Governor Edmund G. Brown Jr. signed two California Chamber of Commerce-supported job creator bills yesterday.
- SB 936(Hertzberg; D-Van Nuys) encourages creation of small business by expanding their access to loans, which helps them grow.
- SB 1069(Wieckowski; D-Fremont) creates and expedites additional housing supply by streamlining the permitting process for Accessory Dwelling Units (ADUs) through reduced parking requirements, expedited procedural processes, and allowing ADUs to be constructed within existing structures.
SB 936: Loan Access
SB 936 (Hertzberg; D-Van Nuys) encourages the creation of small business by increasing the funds available in the small business financial assistance act administered by the Governor’s Office of Business and Economic Development (GO-Biz).
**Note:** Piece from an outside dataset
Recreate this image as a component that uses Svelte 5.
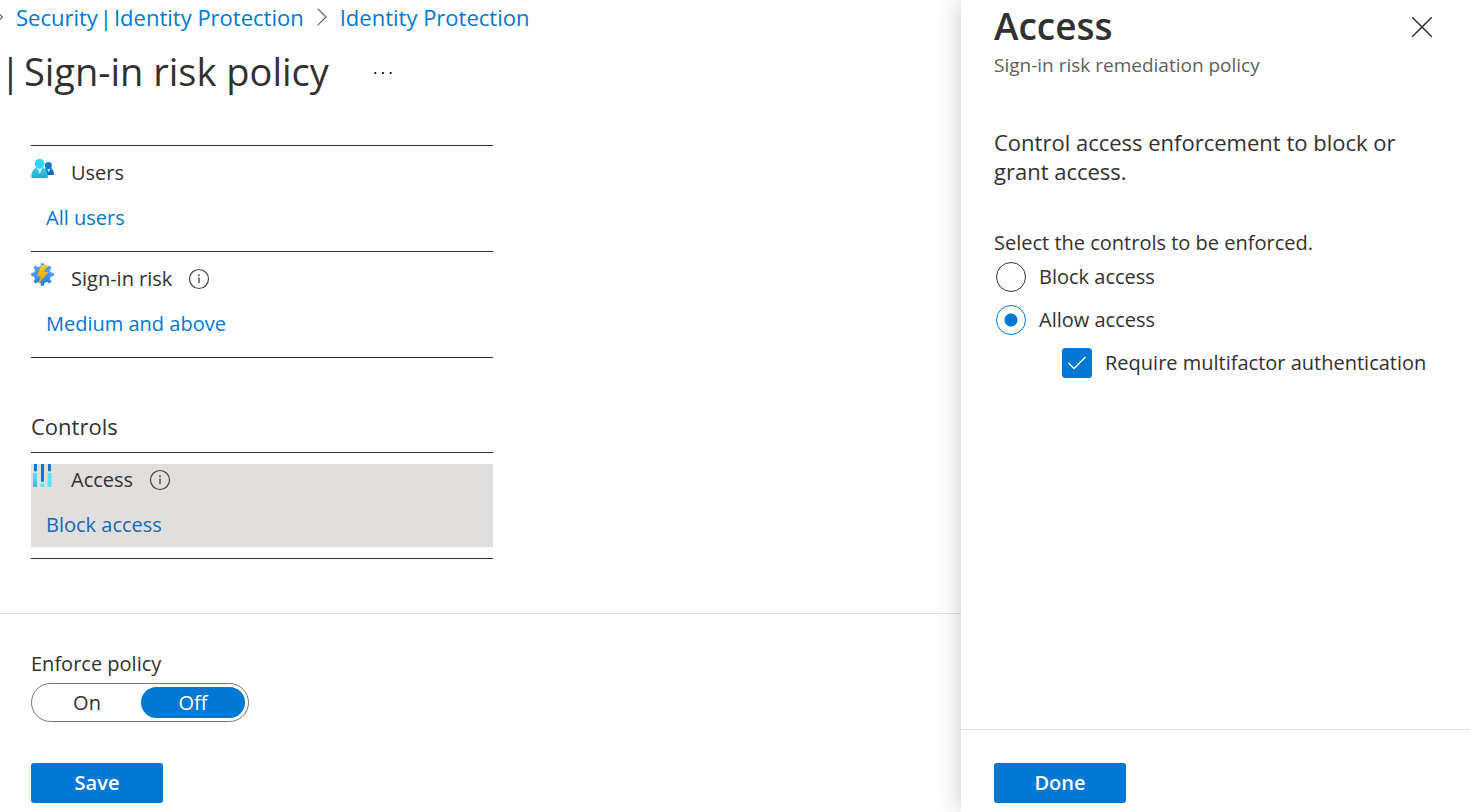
<script>
  let enforce = $state('off');
  let access = $state('allow');
  let requireMfa = $state(true);
</script>

{#snippet info(label)}
  <button class="info" type="button" aria-label={label}>
    <svg width="22" height="22" viewBox="0 0 22 22" aria-hidden="true">
      <circle cx="11" cy="11" r="9.5" fill="none" stroke="currentColor" stroke-width="1.2" />
      <path d="M11 9.5V15" stroke="currentColor" stroke-width="1.4" />
      <circle cx="11" cy="7.2" r="0.9" fill="currentColor" />
    </svg>
  </button>
{/snippet}

<div class="page">
  <main>
    <nav class="crumbs" aria-label="Breadcrumb">
      <svg width="3" height="10" viewBox="0 0 3 10" aria-hidden="true">
        <path d="M-2 0.5L2.5 5L-2 9.5" fill="none" stroke="#605e5c" stroke-width="1.2" />
      </svg>
      <a class="split" href="#security"><span>Security</span><span>|</span><span>Identity Protection</span></a>
      <svg width="10" height="18" viewBox="0 0 10 18" aria-hidden="true">
        <path d="M0.8 0.8L9 9L0.8 17.2" fill="none" stroke="#605e5c" stroke-width="1.2" />
      </svg>
      <a href="#protection">Identity Protection</a>
    </nav>

    <header class="title">
      <h1><span>|</span><span>Sign-in risk policy</span></h1>
      <button class="more" type="button" aria-label="More options">
        <svg width="20" height="4" viewBox="0 0 20 4" aria-hidden="true">
          <circle cx="2.3" cy="2" r="1.1" /><circle cx="10" cy="2" r="1.1" /><circle cx="17.7" cy="2" r="1.1" />
        </svg>
      </button>
    </header>

    <div class="content">
      <section class="list">
        <div class="row">
          <div class="item">
            <svg class="icon" width="24" height="23" viewBox="0 0 24 23" aria-hidden="true">
              <defs>
                <linearGradient id="front" x1="0" y1="0" x2="0" y2="1">
                  <stop offset="0" stop-color="#35d6f2" /><stop offset="1" stop-color="#2aa5cb" />
                </linearGradient>
                <linearGradient id="back" x1="0" y1="0" x2="0" y2="1">
                  <stop offset="0" stop-color="#0a84e0" /><stop offset="1" stop-color="#0460b4" />
                </linearGradient>
              </defs>
              <path d="M12 18H21.6Q23.2 18 23 16.4C22.4 12.6 20.8 10.6 17.6 10.6C15.4 10.6 13 12 12 14Z" fill="url(#back)" />
              <path d="M16 11.4L17.8 15.4L19.4 11.4Z" fill="#d8f0fb" />
              <circle cx="17.4" cy="8.4" r="3.5" fill="#0a78d4" />
              <path d="M1.8 21H15.6Q17.2 21 17 19.2C16.4 13.4 14.2 10 8.7 10C3.2 10 1 13.4 0.2 19.2Q0.1 21 1.8 21Z" fill="url(#front)" />
              <path d="M6.2 11L8.7 17L11.2 11Z" fill="#e4f8fd" />
              <circle cx="8.6" cy="6.8" r="4.9" fill="#32d4f0" />
            </svg>
            <div class="text">
              <div class="label">Users</div>
              <a href="#users">All users</a>
            </div>
          </div>
        </div>
        <div class="row">
          <div class="item">
            <svg class="icon" width="24" height="23" viewBox="0 0 24 23" aria-hidden="true">
              <defs>
                <linearGradient id="gear" gradientUnits="userSpaceOnUse" x1="0" y1="0" x2="0" y2="23">
                  <stop offset="0" stop-color="#5ea0ef" /><stop offset="0.5" stop-color="#4a96ea" /><stop offset="1" stop-color="#1a7ad6" />
                </linearGradient>
                <linearGradient id="bolt" x1="0" y1="0" x2="0" y2="1">
                  <stop offset="0" stop-color="#ffd400" /><stop offset="1" stop-color="#f78d1e" />
                </linearGradient>
              </defs>
              <g fill="url(#gear)">
                <circle cx="11.5" cy="11.5" r="8.6" />
                <path d="M9.3 4L10 0.2H13L13.7 4V19L13 22.8H10L9.3 19Z" />
                <path d="M4 9.3L0.2 10V13L4 13.7H19L22.8 13V10L19 9.3Z" />
                <path d="M4.6 7.8L2.4 4.6L4.6 2.4L7.8 4.6L18.4 15.2L20.6 18.4L18.4 20.6L15.2 18.4Z" />
                <path d="M15.2 4.6L18.4 2.4L20.6 4.6L18.4 7.8L7.8 18.4L4.6 20.6L2.4 18.4L4.6 15.2Z" />
              </g>
              <path d="M10.6 2H16.8L12.8 9H17.2L6.8 22L9.6 13.2H6Z" fill="url(#bolt)" />
            </svg>
            <div class="text">
              <div class="label">Sign-in risk {@render info('About sign-in risk')}</div>
              <a href="#risk">Medium and above</a>
            </div>
          </div>
        </div>
      </section>

      <section class="list">
        <h2>Controls</h2>
        <div class="row">
          <div class="item selected">
            <svg class="icon" width="24" height="23" viewBox="0 0 24 23" aria-hidden="true">
              <defs>
                <linearGradient id="bar" x1="0" y1="0" x2="0" y2="1">
                  <stop offset="0" stop-color="#50e6ff" /><stop offset="1" stop-color="#32bedd" />
                </linearGradient>
              </defs>
              <path d="M3 0H6V6Q6 7.5 4.5 7.5T3 6Z M10 0H13V17Q13 18 11.5 18T10 17Z M17 0H20V6Q20 7.5 18.5 7.5T17 6Z" fill="#0078d4" />
              <rect x="2" y="9" width="4" height="14" rx="0.6" fill="url(#bar)" />
              <rect x="9.5" y="19.5" width="4" height="3.5" rx="0.6" fill="#50e6ff" />
              <rect x="16.5" y="9" width="4" height="14" rx="0.6" fill="#50e6ff" />
            </svg>
            <div class="text">
              <div class="label">Access {@render info('About access')}</div>
              <a href="#access">Block access</a>
            </div>
          </div>
        </div>
      </section>
    </div>

    <footer>
      <fieldset>
        <legend>Enforce policy</legend>
        <div class="toggle">
          <label><input type="radio" name="enforce" value="on" bind:group={enforce} /><span>On</span></label>
          <label><input type="radio" name="enforce" value="off" bind:group={enforce} /><span>Off</span></label>
        </div>
      </fieldset>
      <button class="primary" type="button">Save</button>
    </footer>
  </main>

  <aside aria-labelledby="pane-title">
    <header class="pane-head">
      <div>
        <h2 id="pane-title">Access</h2>
        <p class="sub">Sign-in risk remediation policy</p>
      </div>
      <button class="close" type="button" aria-label="Close">
        <svg width="22" height="22" viewBox="0 0 22 22" aria-hidden="true">
          <path d="M1.2 1.2L20.8 20.8M20.8 1.2L1.2 20.8" stroke="#323130" stroke-width="1.5" />
        </svg>
      </button>
    </header>

    <div class="pane-body">
      <p class="intro">Control access enforcement to block or grant access.</p>
      <fieldset class="choices">
        <legend>Select the controls to be enforced.</legend>
        <label><input type="radio" name="access" value="block" bind:group={access} />Block access</label>
        <label><input type="radio" name="access" value="allow" bind:group={access} />Allow access</label>
        <label class="nested">
          <span class="box">
            <input type="checkbox" bind:checked={requireMfa} />
            {#if requireMfa}
              <svg width="20" height="16" viewBox="0 0 20 16" aria-hidden="true">
                <path d="M1.5 8L7 13.4L18.5 2" fill="none" stroke="#fff" stroke-width="1.4" />
              </svg>
            {/if}
          </span>
          Require multifactor authentication
        </label>
      </fieldset>
    </div>

    <footer class="pane-foot">
      <button class="primary" type="button">Done</button>
    </footer>
  </aside>
</div>

<style>
  :global(body) {
    margin: 0;
    background: #fff;
  }
  .page {
    display: grid;
    grid-template-columns: minmax(0, 961fr) minmax(0, 509fr);
    min-height: 100vh;
    overflow: hidden;
    color: #323130;
    font: 20px/30px "Open Sans", "Noto Sans", sans-serif;
  }
  .page :is(h1, h2, p, fieldset) {
    margin: 0;
    padding: 0;
    border: 0;
    min-width: 0;
  }
  legend {
    padding: 0;
  }
  button {
    padding: 0;
    border: 0;
    background: none;
    color: inherit;
    font: inherit;
    cursor: pointer;
  }
  svg {
    display: block;
    flex: none;
  }
  a {
    color: #0078d4;
    text-decoration: none;
  }
  main {
    display: flex;
    flex-direction: column;
  }
  .crumbs {
    display: flex;
    align-items: center;
    gap: 13px;
    height: 34px;
    font-size: 22px;
    white-space: nowrap;
  }
  .split {
    display: flex;
    gap: 2px;
  }
  .title {
    display: flex;
    align-items: center;
    gap: 44px;
    padding-top: 11px;
  }
  h1 {
    display: flex;
    gap: 3px;
    font-size: 38px;
    font-weight: 400;
    line-height: 52px;
    white-space: nowrap;
  }
  .more {
    padding-top: 4px;
  }
  .content {
    display: flex;
    flex-direction: column;
    gap: 53px;
    flex: 1;
    padding: 48px 31px 54px;
  }
  .list {
    width: 100%;
    max-width: 462px;
    border-bottom: 1px solid #323130;
  }
  .page .list h2 {
    margin-bottom: 11px;
    font-size: 22px;
    font-weight: 400;
    line-height: 30px;
  }
  .row {
    border-top: 1px solid #323130;
    padding: 11px 0;
  }
  .item {
    display: flex;
    gap: 16px;
    padding-bottom: 7px;
  }
  .selected {
    background: #e1dfdd;
  }
  .selected a {
    color: #1768b3;
  }
  .text {
    display: flex;
    flex-direction: column;
    gap: 15px;
    padding-top: 1px;
  }
  .text a {
    margin-left: -25px;
  }
  .label {
    display: flex;
    align-items: center;
    gap: 16px;
  }
  .info {
    color: #484644;
  }
  main footer {
    display: flex;
    flex-direction: column;
    align-items: flex-start;
    gap: 41px;
    padding: 35px 31px 9px;
    border-top: 1px solid #e1dfdd;
  }
  .toggle {
    display: flex;
    gap: 2px;
    margin-top: 4px;
    padding: 3px;
    border: 1px solid #797775;
    border-radius: 20px;
  }
  .toggle label {
    position: relative;
    cursor: pointer;
  }
  .toggle input {
    position: absolute;
    inset: 0;
    margin: 0;
    opacity: 0;
  }
  .toggle span {
    display: block;
    width: 104px;
    border-radius: 16px;
    line-height: 31px;
    text-align: center;
  }
  .toggle input:checked + span {
    background: #0078d4;
    color: #fff;
  }
  .primary {
    width: 132px;
    height: 40px;
    border-radius: 3px;
    background: #0078d4;
    color: #fff;
    font-weight: 600;
  }
  aside {
    display: flex;
    flex-direction: column;
    background: #fff;
    box-shadow: 0 0 24px rgba(0, 0, 0, 0.22);
  }
  .pane-head {
    display: flex;
    justify-content: space-between;
    align-items: flex-start;
    padding: 1px 37px 0 33px;
  }
  .pane-head h2 {
    font-size: 37px;
    font-weight: 600;
    line-height: 50px;
  }
  .sub {
    padding-top: 1px;
    color: #605e5c;
    font-size: 19px;
    line-height: 28px;
  }
  .close {
    margin-top: 15px;
  }
  .pane-body {
    flex: 1;
    padding: 49px 33px 0;
  }
  .intro {
    font-size: 22px;
    line-height: 29px;
  }
  .page .choices {
    display: flex;
    flex-direction: column;
    gap: 13px;
    margin-top: 42px;
  }
  .choices legend {
    margin-bottom: 4px;
  }
  .choices label {
    display: flex;
    align-items: center;
    gap: 13px;
    padding-left: 2px;
    white-space: nowrap;
  }
  .choices .nested {
    padding-left: 68px;
  }
  .choices input {
    appearance: none;
    flex: none;
    width: 30px;
    height: 30px;
    margin: 0;
    border: 1px solid #323130;
    border-radius: 50%;
  }
  .choices input[type="radio"]:checked {
    border-color: #0078d4;
    background: radial-gradient(circle, #0078d4 6px, transparent 7px);
  }
  .box {
    display: grid;
    place-items: center;
  }
  .box > * {
    grid-area: 1 / 1;
  }
  .box svg {
    pointer-events: none;
  }
  .choices .box input {
    border-radius: 3px;
  }
  .choices .box input:checked {
    border-color: #0078d4;
    background: #0078d4;
  }
  .pane-foot {
    padding: 33px 33px 9px;
    border-top: 1px solid #e1dfdd;
  }
  .pane-foot .primary {
    display: block;
  }
</style>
The increased funding will expand the availability of loans through the Infrastructure and Economic Development Bank’s (IBank) California Small Business Loan Guarantee Program.
The loan guarantee program helps businesses create and retain jobs. It promotes statewide economic development by supporting loans issued to small businesses that otherwise would not qualify. Small businesses establish a favorable credit history with a lender under this program and then are able to obtain future loans on their own. The program has been in place since 1968 with almost no defaults.
SB 936 increases the IBank’s ability to leverage state and federal funding, thus incentivizing private lending and economic investments. The loan guarantee program uses state and federal funding to create a loan loss reserve, which reduces the risk of lending to small businesses.
SB 1069: Increases Housing Supply
The housing shortage in California has reached crisis levels. The average California home currently costs about 2.5 times the national average home price.
The average monthly rent in California is 50% higher than the rest of the nation and even higher in cities such as San Francisco, San Jose, Oakland and Los Angeles. Average rents in all four of these cities are among the top 10 most unaffordable in the nation. San Francisco’s average rent is the highest in the United States, at an average of $3,500 per month.
In a seminal 2015 publication, California’s High Housing Costs: Causes and Consequences authored by the State Legislative Analyst’s Office, data clearly show that the lack of affordable housing, particularly in coastal California, is one of the biggest drivers of institutional and generational poverty cycles. The analysis found that the bottom 25% of income earners are spending 67% of their income on housing. This is clearly not acceptable or sustainable.
The inability of the traditional housing delivery system to meet demands has resulted in increased competition for fewer available homes, rising prices, overcrowding, community dislocation, and adverse environmental impacts caused by longer commutes and more traffic congestion. California families are hurting and the state’s economy is slowing down. Innovative solutions are needed to make a dent in this crisis.
ADUs are the only widely supported approach to get thousands of low-cost units on the market fast. ADUs provide lower cost and low-carbon footprint homes in existing neighborhoods consistent with architectural traditions. ADUs are great for low- and middle-income renters, and small families, and align with state climate change goals. Studies demonstrate that ADUs cost less to build and rent for less than new market rate housing, making ADUs affordable by design.
Santa Cruz, Berkeley, Oakland and San Francisco have already approved legislation to facilitate the development of ADUs. The states of Hawaii and Massachusetts are considering similar bills. With simple policy changes, such as reduced process, parking and lot coverage requirements, California can vastly increase the state’s housing stock. There are approximately 1.5 million single family homes in the Bay Area. If just 10% of households adopted ADUs, the area would increase its housing stock by 150,000 units.
SB 1069 amends existing State Second Unit Enabling law to further simplify the process of ADU adoption for residents by reducing parking requirements, streamlining the permitting process, and allowing ADUs by permitting building within existing structures. State and local laws should enable residents to quickly and easily provide a home to someone in their community rather than set up barriers that make this impossible.